***** INFORMATION PROVIDED *****

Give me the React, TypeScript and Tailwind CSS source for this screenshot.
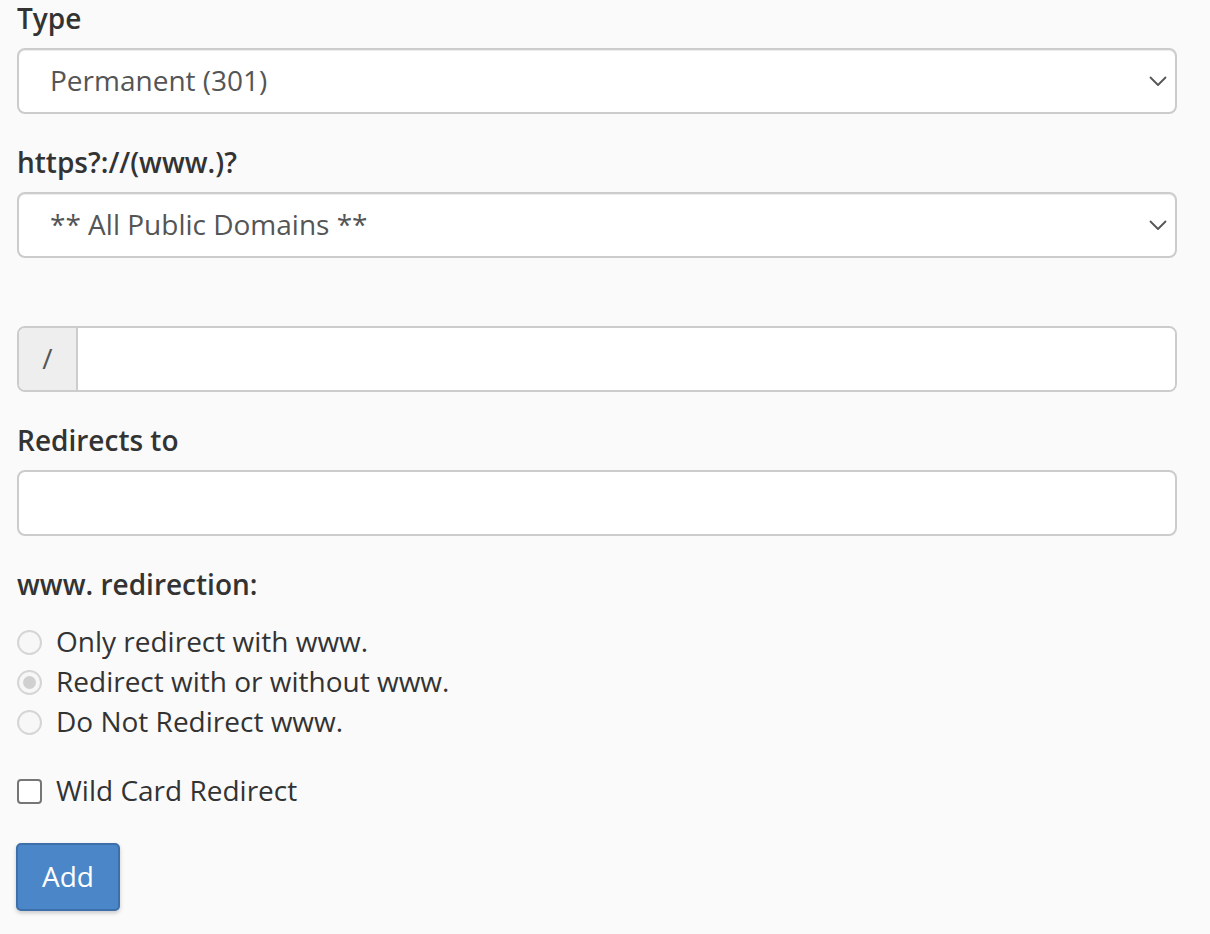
import React from "react";

const font = { fontFamily: '"Open Sans", "Noto Sans", sans-serif' };

function Chevron() {
  return (
    <svg
      className="pointer-events-none absolute right-[8px] top-1/2 -translate-y-1/2"
      width="18"
      height="12"
      viewBox="0 0 18 12"
      fill="none"
    >
      <path d="M1.5 2.5l7.5 7.5 7.5-7.5" stroke="#555" strokeWidth="1.8" strokeLinecap="round" strokeLinejoin="round" />
    </svg>
  );
}

function Label({ children, className = "" }: { children: React.ReactNode; className?: string }) {
  return (
    <div className={`h-[36px] text-[28px] font-semibold leading-[34px] text-[#333] ${className}`}>{children}</div>
  );
}

function Select({ value }: { value: string }) {
  return (
    <div className="relative mt-[11px] h-[66px] w-full rounded-[8px] border-2 border-[#ccc] bg-white shadow-[inset_0_1px_1px_rgba(0,0,0,0.075)]">
      <div className="flex h-full items-center pb-[2px] pl-[31px] text-[28px] text-[#555]">{value}</div>
      <Chevron />
    </div>
  );
}

function Radio({ checked, label }: { checked?: boolean; label: string }) {
  return (
    <label className="flex h-[40px] items-center">
      <span className="flex h-[25px] w-[25px] items-center justify-center rounded-full border-2 border-[#d5d5d5] bg-[#f7f7f7]">
        {checked && <span className="h-[13px] w-[13px] rounded-full bg-[#d0d0d0]" />}
      </span>
      <span className="ml-[14px] pb-[2px] text-[28px] text-[#333]">{label}</span>
    </label>
  );
}

export default function App() {
  return (
    <div className="min-h-[934px] bg-[#fafafa] pl-[17px] pr-[33px] pt-[1px]" style={font}>
      <Label>Type</Label>
      <Select value="Permanent (301)" />

      <Label className="mt-[31px]">https?://(www.)?</Label>
      <Select value="** All Public Domains **" />

      <div className="mt-[68px] flex h-[66px] w-full overflow-hidden rounded-[8px] border-2 border-[#ccc] bg-white">
        <div className="flex w-[59px] items-center justify-center border-r-2 border-[#ccc] bg-[#eee] pb-[2px] text-[28px] text-[#555]">
          /
        </div>
        <input className="flex-1 bg-white px-4 text-[28px] text-[#555] outline-none" />
      </div>

      <Label className="mt-[31px]">Redirects to</Label>
      <input className="mt-[11px] block h-[66px] w-full rounded-[8px] border-2 border-[#ccc] bg-white px-4 text-[28px] text-[#555] outline-none" />

      <Label className="mt-[31px]">www. redirection:</Label>
      <div className="mt-[19px]">
        <Radio label="Only redirect with www." />
        <Radio checked label="Redirect with or without www." />
        <Radio label="Do Not Redirect www." />
      </div>

      <label className="mt-[29px] flex h-[40px] items-center">
        <span className="h-[25px] w-[25px] rounded-[4px] border-2 border-[#767676] bg-white" />
        <span className="ml-[14px] pb-[2px] text-[28px] text-[#333]">Wild Card Redirect</span>
      </label>

      <button className="-ml-[1px] mt-[32px] block h-[68px] w-[104px] rounded-[5px] border-2 border-[#3d70aa] bg-[#4a86c8] pb-[2px] text-[28px] text-white shadow-[0_2px_4px_rgba(0,0,0,0.2)]">
        Add
      </button>
    </div>
  );
}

*****

#### GOAL:
Exclude the images, then output the data above word for word.

#### THE ANSWER:
Give me the React, TypeScript and Tailwind CSS source for this screenshot.
import React from "react";

const font = { fontFamily: '"Open Sans", "Noto Sans", sans-serif' };

function Chevron() {
  return (
    <svg
      className="pointer-events-none absolute right-[8px] top-1/2 -translate-y-1/2"
      width="18"
      height="12"
      viewBox="0 0 18 12"
      fill="none"
    >
      <path d="M1.5 2.5l7.5 7.5 7.5-7.5" stroke="#555" strokeWidth="1.8" strokeLinecap="round" strokeLinejoin="round" />
    </svg>
  );
}

function Label({ children, className = "" }: { children: React.ReactNode; className?: string }) {
  return (
    <div className={`h-[36px] text-[28px] font-semibold leading-[34px] text-[#333] ${className}`}>{children}</div>
  );
}

function Select({ value }: { value: string }) {
  return (
    <div className="relative mt-[11px] h-[66px] w-full rounded-[8px] border-2 border-[#ccc] bg-white shadow-[inset_0_1px_1px_rgba(0,0,0,0.075)]">
      <div className="flex h-full items-center pb-[2px] pl-[31px] text-[28px] text-[#555]">{value}</div>
      <Chevron />
    </div>
  );
}

function Radio({ checked, label }: { checked?: boolean; label: string }) {
  return (
    <label className="flex h-[40px] items-center">
      <span className="flex h-[25px] w-[25px] items-center justify-center rounded-full border-2 border-[#d5d5d5] bg-[#f7f7f7]">
        {checked && <span className="h-[13px] w-[13px] rounded-full bg-[#d0d0d0]" />}
      </span>
      <span className="ml-[14px] pb-[2px] text-[28px] text-[#333]">{label}</span>
    </label>
  );
}

export default function App() {
  return (
    <div className="min-h-[934px] bg-[#fafafa] pl-[17px] pr-[33px] pt-[1px]" style={font}>
      <Label>Type</Label>
      <Select value="Permanent (301)" />

      <Label className="mt-[31px]">https?://(www.)?</Label>
      <Select value="** All Public Domains **" />

      <div className="mt-[68px] flex h-[66px] w-full overflow-hidden rounded-[8px] border-2 border-[#ccc] bg-white">
        <div className="flex w-[59px] items-center justify-center border-r-2 border-[#ccc] bg-[#eee] pb-[2px] text-[28px] text-[#555]">
          /
        </div>
        <input className="flex-1 bg-white px-4 text-[28px] text-[#555] outline-none" />
      </div>

      <Label className="mt-[31px]">Redirects to</Label>
      <input className="mt-[11px] block h-[66px] w-full rounded-[8px] border-2 border-[#ccc] bg-white px-4 text-[28px] text-[#555] outline-none" />

      <Label className="mt-[31px]">www. redirection:</Label>
      <div className="mt-[19px]">
        <Radio label="Only redirect with www." />
        <Radio checked label="Redirect with or without www." />
        <Radio label="Do Not Redirect www." />
      </div>

      <label className="mt-[29px] flex h-[40px] items-center">
        <span className="h-[25px] w-[25px] rounded-[4px] border-2 border-[#767676] bg-white" />
        <span className="ml-[14px] pb-[2px] text-[28px] text-[#333]">Wild Card Redirect</span>
      </label>

      <button className="-ml-[1px] mt-[32px] block h-[68px] w-[104px] rounded-[5px] border-2 border-[#3d70aa] bg-[#4a86c8] pb-[2px] text-[28px] text-white shadow-[0_2px_4px_rgba(0,0,0,0.2)]">
        Add
      </button>
    </div>
  );
}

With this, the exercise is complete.